(Closed) going to propose at the end of the year But not anymore

posted 6 years ago in Waiting
Post # 3
Member
9114 posts
Buzzing Beekeeper
  • Wedding: December 2012

If he said he wasn’t ready, but then tells you he’d propose by the end of the year, maybe he’d just propose because he felt pressured.

Would you be comfortable with that?

 

Post # 4
Member
1555 posts
Bumble bee
  • Wedding: September 2012

Time will tell! If it’s something you want, then I don’t blame you for saying something. In his defense, it’s basically an ultimatum. That may have scared him off a bit. But honestly, I think you should just sit him down and talk with him about it. Just tell him you said it because you just want to know where you stand with each other, etc.

Post # 6
Member
1555 posts
Bumble bee
  • Wedding: September 2012

@Hope1985:  I agree with the PP that maybe he is feeling like he HAS to do it. That’s a lot of pressure to say that you would walk out. I can see both sides of it.

Post # 7
Member
963 posts
Busy bee
  • Wedding: August 2011

Good for you standing up for yourself. If marriage is important to you, it’s important to let him know that. It’s probably a good idea to let things cool off a little for now. Later on, bring up the subject of marriage again and figure out whether he’s ready and if not, why not. Try not to mention leaving or anything because he already know that. Good luck!

Post # 9
Member
1555 posts
Bumble bee
  • Wedding: September 2012

@Hope1985:  I would just back off of the marriage subject and let things go for a while. If he is unsure, it wouldn’t be a good idea regardless. You may have just caught him off guard with the talk of marriage. I let my Darling Husband bring it up first (when we were dating, of course.) He initiated all of the ring shopping..etc. I wouldn’t feel like it was from the heart if I had to give any sort of ultimatum or anything like that. You want him to do it on his own time.

Post # 10
Member
2497 posts
Buzzing bee

At first you said you would possibly walk if he didn’t propose within a few years (an ultimatum), and then you said you didn’t have any discussions about rings and you were just trying to see if marriage was in the cards. Which one is it?
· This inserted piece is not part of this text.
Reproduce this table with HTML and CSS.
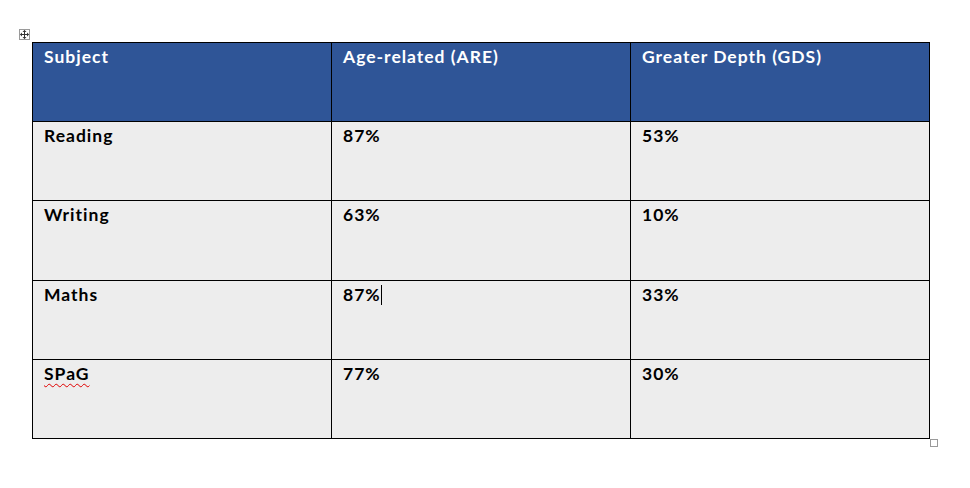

I think being upset about not being proposed to after only two years is a little absurd (EDIT: I reread this and I think I sound a little judgy here, so I apologize), and talking about walking is not going to get you what you want. How is he supposed to make a grand gesture of love and declare that he wants to be with you forever if you are telling him that you might leave in a few years?

I do agree that it was shitty of him to dangle the carrot in front of you and take it away.

Post # 12
Member
2497 posts
Buzzing bee

@Hope1985:  Oh, I totally think you should have had the marriage conversation by now. But it sounds like you were pressuring him into proposing. Just clarify to him that you are happy he can see you as a life partner and that you apologize if you put any pressure on him (i.e., by telling him that you’ll walk). Don’t let this ruin your holidays.

Post # 14
Member
963 posts
Busy bee
  • Wedding: August 2011

@somethingaquamarine:  I really disagree with this. A woman telling a man that marriage isn’t important and she won’t wait around forever isn’t an ultimatum. The OP wants marriage. There’s nothing wrong with that and she deserves to be with a guy who is willing to give her that. After 2 years, he should at least be willing to discuss a possible future with her.

Post # 15
Member
10366 posts
Sugar Beekeeper
  • Wedding: September 2010

If all you wanted was to see if marriage was in the cards, you could have said “Do you see us getting married?/When do you see us getting married?”. Opening a discussion by saying you’re going to leave him if he doesn’t step up is an aggressive acceleration of the communication process. That should have been saved for, like, 6 months from now – not the first conversation.

The topic ‘going to propose at the end of the year But not anymore’ is closed to new replies.